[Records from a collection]
__________________________________________________

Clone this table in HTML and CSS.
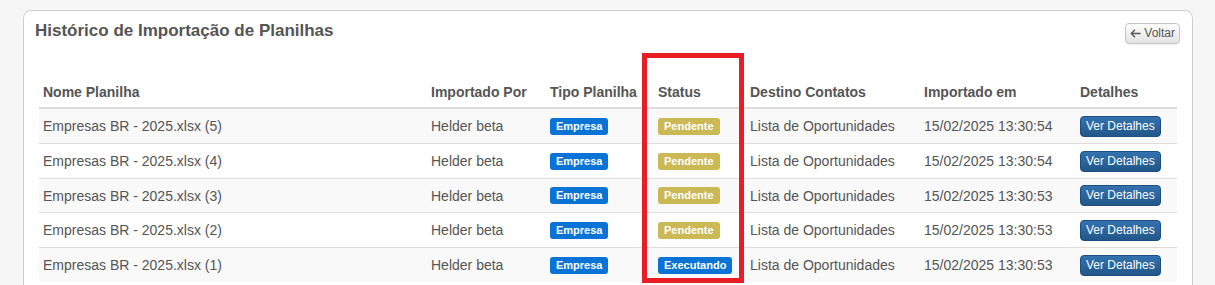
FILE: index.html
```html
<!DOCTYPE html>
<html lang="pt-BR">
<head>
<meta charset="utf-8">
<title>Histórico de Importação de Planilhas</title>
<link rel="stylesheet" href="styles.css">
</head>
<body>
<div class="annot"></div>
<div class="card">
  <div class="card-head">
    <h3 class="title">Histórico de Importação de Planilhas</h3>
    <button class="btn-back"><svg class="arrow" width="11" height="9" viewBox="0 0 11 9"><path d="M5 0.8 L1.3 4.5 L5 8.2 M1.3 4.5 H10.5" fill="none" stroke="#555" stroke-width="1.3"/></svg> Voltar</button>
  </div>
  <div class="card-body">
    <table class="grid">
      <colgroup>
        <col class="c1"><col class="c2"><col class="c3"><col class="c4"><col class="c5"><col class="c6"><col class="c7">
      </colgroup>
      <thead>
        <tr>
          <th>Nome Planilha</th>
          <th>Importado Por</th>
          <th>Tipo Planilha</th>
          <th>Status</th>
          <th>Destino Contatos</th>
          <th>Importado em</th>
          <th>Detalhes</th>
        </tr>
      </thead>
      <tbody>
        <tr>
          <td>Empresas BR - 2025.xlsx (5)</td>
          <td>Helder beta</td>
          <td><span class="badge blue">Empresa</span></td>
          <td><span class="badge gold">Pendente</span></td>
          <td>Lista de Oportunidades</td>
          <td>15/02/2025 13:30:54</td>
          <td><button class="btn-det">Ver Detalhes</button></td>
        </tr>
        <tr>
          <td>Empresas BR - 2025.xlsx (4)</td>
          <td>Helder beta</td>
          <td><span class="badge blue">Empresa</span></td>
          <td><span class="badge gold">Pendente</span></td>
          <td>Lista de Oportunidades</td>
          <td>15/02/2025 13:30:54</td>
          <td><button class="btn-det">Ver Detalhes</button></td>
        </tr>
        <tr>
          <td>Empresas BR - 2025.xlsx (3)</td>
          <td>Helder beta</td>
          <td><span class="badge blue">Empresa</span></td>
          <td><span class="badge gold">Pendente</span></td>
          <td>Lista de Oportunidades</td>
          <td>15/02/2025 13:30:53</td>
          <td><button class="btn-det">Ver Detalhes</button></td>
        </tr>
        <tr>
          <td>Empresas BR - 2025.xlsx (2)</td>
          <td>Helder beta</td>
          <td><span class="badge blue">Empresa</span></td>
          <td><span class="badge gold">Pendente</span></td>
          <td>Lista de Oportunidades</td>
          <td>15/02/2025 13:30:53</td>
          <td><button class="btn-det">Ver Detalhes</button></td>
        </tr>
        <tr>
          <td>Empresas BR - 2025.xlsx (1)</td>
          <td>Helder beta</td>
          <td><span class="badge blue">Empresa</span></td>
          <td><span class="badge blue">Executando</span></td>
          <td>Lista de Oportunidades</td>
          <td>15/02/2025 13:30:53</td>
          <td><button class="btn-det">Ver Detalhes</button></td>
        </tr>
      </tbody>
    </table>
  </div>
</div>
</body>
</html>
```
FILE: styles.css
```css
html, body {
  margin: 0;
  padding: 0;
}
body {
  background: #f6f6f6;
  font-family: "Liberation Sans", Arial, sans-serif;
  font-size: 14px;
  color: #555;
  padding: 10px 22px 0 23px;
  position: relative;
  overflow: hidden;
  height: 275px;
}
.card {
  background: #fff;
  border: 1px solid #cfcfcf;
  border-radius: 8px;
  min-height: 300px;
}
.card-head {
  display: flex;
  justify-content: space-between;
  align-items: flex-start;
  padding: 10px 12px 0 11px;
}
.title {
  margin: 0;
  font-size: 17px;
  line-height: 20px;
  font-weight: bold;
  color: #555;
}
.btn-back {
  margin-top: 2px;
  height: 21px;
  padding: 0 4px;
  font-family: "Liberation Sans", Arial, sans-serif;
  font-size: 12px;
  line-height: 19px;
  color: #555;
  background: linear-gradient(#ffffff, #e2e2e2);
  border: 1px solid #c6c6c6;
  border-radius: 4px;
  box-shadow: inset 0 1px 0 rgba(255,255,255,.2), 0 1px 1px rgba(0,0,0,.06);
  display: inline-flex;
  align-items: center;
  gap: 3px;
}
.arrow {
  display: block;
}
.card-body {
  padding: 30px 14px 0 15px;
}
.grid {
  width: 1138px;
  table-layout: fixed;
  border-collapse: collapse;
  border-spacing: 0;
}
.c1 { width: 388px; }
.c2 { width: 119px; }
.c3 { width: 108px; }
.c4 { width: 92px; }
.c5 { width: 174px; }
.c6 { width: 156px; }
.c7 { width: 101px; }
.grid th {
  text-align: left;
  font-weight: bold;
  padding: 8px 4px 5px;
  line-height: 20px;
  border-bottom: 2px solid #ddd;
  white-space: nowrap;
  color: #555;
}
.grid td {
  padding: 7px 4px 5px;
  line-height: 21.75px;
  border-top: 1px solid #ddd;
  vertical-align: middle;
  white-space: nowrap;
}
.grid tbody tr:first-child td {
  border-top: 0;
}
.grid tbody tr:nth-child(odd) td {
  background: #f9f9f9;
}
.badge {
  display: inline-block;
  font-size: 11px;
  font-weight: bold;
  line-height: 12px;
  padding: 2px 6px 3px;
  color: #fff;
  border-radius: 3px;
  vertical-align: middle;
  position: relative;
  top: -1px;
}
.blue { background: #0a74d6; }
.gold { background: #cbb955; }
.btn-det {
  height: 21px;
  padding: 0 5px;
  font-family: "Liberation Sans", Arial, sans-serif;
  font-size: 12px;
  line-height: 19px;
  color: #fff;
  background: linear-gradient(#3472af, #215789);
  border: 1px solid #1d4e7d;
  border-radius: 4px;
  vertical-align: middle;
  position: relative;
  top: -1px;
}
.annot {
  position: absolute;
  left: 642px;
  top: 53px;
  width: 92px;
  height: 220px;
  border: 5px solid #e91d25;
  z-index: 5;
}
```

__________________________________________________

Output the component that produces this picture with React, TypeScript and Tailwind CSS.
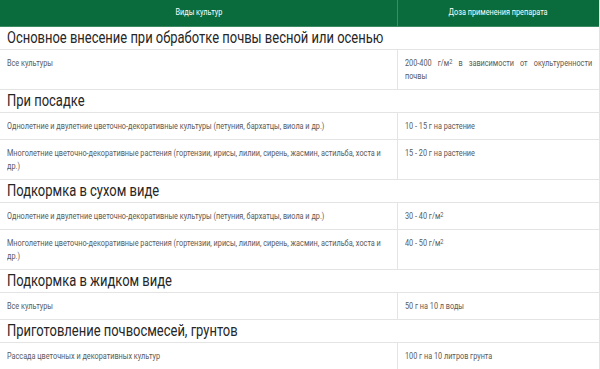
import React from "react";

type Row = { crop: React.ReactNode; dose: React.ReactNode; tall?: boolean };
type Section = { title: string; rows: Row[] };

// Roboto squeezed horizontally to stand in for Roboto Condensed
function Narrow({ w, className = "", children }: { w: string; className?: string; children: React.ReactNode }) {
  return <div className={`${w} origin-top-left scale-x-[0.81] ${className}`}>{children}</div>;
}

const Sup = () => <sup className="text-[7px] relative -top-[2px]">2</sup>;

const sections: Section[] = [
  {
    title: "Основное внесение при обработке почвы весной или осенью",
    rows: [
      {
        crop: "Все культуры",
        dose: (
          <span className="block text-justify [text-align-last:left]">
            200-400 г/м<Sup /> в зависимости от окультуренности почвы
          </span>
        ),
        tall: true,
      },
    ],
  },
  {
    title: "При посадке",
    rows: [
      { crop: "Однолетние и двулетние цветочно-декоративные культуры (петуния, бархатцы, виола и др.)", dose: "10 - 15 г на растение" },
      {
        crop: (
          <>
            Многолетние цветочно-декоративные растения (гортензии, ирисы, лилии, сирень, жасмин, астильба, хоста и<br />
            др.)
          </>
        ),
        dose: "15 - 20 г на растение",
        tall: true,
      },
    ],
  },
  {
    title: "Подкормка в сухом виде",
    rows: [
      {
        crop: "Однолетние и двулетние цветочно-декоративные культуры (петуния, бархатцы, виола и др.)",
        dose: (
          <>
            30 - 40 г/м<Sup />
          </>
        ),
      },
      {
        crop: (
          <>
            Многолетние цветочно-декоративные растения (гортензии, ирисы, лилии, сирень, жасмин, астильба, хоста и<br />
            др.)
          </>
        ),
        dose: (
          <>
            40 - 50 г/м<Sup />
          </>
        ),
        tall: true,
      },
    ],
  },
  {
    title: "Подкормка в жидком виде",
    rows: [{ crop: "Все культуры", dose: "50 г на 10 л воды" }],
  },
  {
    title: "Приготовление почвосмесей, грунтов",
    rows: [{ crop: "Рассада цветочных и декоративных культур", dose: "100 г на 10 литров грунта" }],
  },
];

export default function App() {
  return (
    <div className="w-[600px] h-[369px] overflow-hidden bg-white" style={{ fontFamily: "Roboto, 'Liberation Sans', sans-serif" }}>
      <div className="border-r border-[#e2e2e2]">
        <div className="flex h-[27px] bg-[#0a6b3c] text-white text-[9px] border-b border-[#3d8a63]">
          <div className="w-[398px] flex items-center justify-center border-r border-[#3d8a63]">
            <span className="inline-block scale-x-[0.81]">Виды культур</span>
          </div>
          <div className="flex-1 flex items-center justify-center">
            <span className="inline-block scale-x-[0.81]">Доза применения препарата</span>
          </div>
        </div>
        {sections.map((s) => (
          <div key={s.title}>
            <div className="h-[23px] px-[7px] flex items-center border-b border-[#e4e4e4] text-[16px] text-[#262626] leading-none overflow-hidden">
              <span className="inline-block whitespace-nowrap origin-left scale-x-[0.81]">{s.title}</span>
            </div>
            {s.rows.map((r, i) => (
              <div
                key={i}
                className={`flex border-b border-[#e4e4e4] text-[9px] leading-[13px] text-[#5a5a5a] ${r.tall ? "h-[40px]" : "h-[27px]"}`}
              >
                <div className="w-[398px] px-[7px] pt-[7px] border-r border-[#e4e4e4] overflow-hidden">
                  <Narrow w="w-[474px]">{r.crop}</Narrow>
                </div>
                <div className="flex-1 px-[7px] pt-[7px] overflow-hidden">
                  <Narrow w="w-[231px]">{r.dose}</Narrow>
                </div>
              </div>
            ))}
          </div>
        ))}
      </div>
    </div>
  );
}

__________________________________________________

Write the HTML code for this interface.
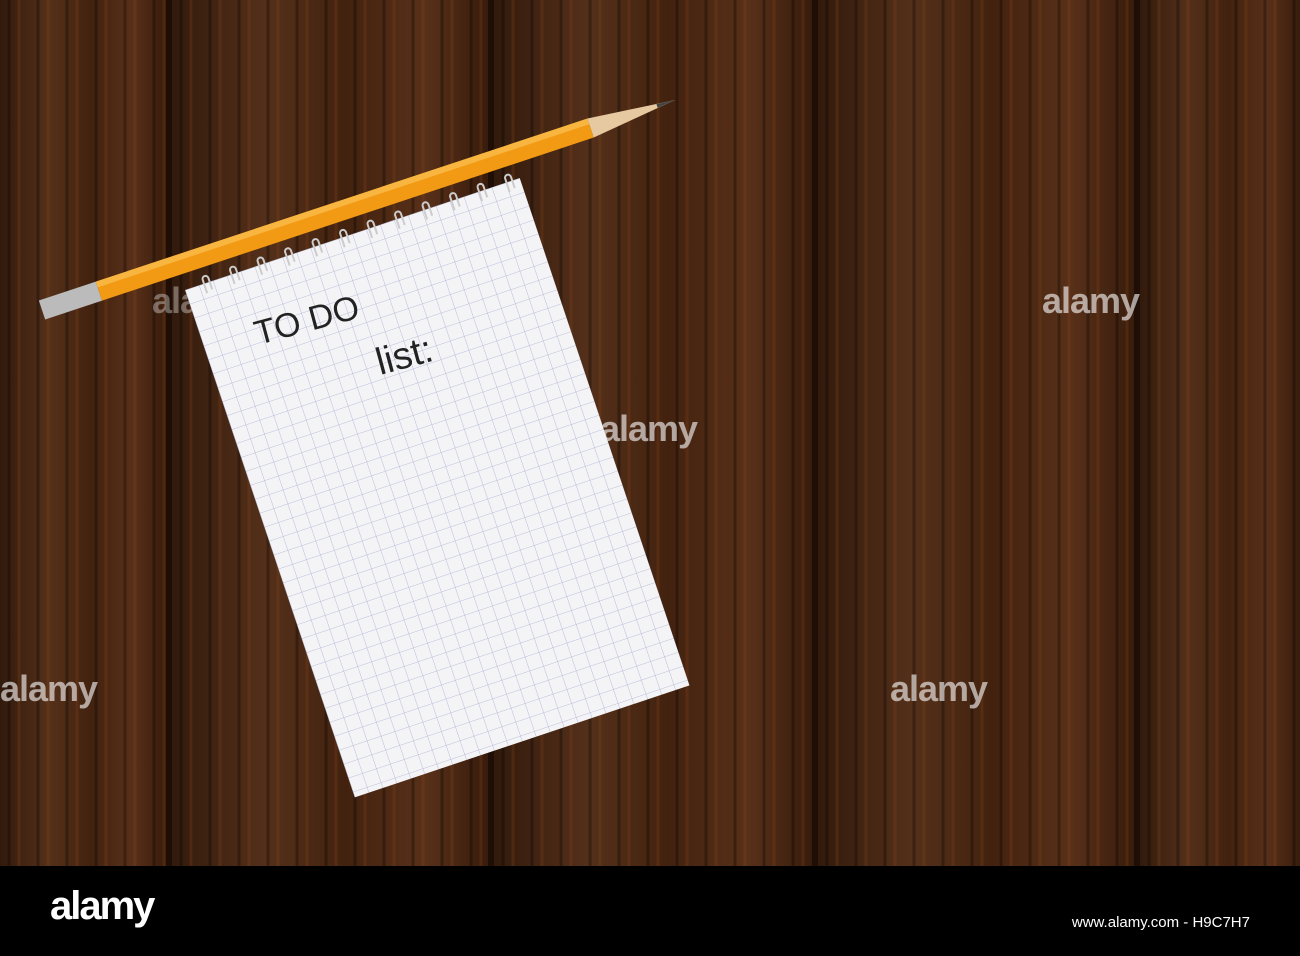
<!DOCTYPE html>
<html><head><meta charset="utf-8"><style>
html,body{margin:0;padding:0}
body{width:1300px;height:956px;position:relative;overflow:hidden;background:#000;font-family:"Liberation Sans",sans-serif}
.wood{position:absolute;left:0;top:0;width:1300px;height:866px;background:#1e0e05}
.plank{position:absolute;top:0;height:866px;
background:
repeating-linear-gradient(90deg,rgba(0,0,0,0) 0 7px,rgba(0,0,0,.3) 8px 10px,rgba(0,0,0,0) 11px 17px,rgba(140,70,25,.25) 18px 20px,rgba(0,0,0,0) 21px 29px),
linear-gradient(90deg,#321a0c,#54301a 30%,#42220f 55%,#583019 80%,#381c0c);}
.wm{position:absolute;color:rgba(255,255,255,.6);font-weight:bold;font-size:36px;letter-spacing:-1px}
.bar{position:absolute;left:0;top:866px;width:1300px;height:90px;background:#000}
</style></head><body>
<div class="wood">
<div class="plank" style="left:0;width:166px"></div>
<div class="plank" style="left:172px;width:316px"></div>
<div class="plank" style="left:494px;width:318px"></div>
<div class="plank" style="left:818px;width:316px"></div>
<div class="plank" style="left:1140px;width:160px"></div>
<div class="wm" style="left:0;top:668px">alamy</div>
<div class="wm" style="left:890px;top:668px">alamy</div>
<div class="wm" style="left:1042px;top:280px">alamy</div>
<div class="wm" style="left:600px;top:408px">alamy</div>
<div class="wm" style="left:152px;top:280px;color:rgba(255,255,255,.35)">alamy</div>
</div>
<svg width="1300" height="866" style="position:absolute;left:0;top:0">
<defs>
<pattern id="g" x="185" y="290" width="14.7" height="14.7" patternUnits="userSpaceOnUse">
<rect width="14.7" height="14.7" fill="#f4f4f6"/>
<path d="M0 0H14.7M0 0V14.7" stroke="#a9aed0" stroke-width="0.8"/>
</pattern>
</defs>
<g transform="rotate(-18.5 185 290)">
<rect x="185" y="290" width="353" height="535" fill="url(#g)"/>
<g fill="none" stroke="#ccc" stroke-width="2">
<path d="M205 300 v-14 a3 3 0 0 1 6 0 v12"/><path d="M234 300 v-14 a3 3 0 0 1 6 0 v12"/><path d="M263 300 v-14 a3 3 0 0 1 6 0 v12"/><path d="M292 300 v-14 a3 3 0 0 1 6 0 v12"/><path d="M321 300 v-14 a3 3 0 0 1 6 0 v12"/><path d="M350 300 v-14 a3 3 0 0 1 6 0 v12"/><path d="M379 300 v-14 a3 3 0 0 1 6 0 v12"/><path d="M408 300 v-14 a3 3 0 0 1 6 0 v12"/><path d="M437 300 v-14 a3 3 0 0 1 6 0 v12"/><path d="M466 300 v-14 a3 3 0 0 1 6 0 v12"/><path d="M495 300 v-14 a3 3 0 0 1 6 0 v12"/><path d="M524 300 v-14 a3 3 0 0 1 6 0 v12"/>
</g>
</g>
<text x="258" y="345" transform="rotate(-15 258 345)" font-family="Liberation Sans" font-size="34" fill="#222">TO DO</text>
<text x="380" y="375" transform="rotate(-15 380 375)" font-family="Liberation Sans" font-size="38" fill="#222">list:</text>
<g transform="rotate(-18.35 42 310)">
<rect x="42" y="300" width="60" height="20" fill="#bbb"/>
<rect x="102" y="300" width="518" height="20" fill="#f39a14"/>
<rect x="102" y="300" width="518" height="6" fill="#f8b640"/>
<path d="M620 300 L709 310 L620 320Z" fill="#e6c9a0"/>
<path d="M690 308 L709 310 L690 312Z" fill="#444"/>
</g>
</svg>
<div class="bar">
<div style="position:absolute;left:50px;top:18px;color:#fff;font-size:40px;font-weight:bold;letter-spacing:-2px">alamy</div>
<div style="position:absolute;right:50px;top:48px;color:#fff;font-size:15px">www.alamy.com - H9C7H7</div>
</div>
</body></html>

__________________________________________________

Extract the part of the records that opens with the line containing "Output the component" and closes with the line containing "const Sup = ()". Take only those lines, exactly, and no pictures.

Exercise result -
Output the component that produces this picture with React, TypeScript and Tailwind CSS.
import React from "react";

type Row = { crop: React.ReactNode; dose: React.ReactNode; tall?: boolean };
type Section = { title: string; rows: Row[] };

// Roboto squeezed horizontally to stand in for Roboto Condensed
function Narrow({ w, className = "", children }: { w: string; className?: string; children: React.ReactNode }) {
  return <div className={`${w} origin-top-left scale-x-[0.81] ${className}`}>{children}</div>;
}

const Sup = () => <sup className="text-[7px] relative -top-[2px]">2</sup>;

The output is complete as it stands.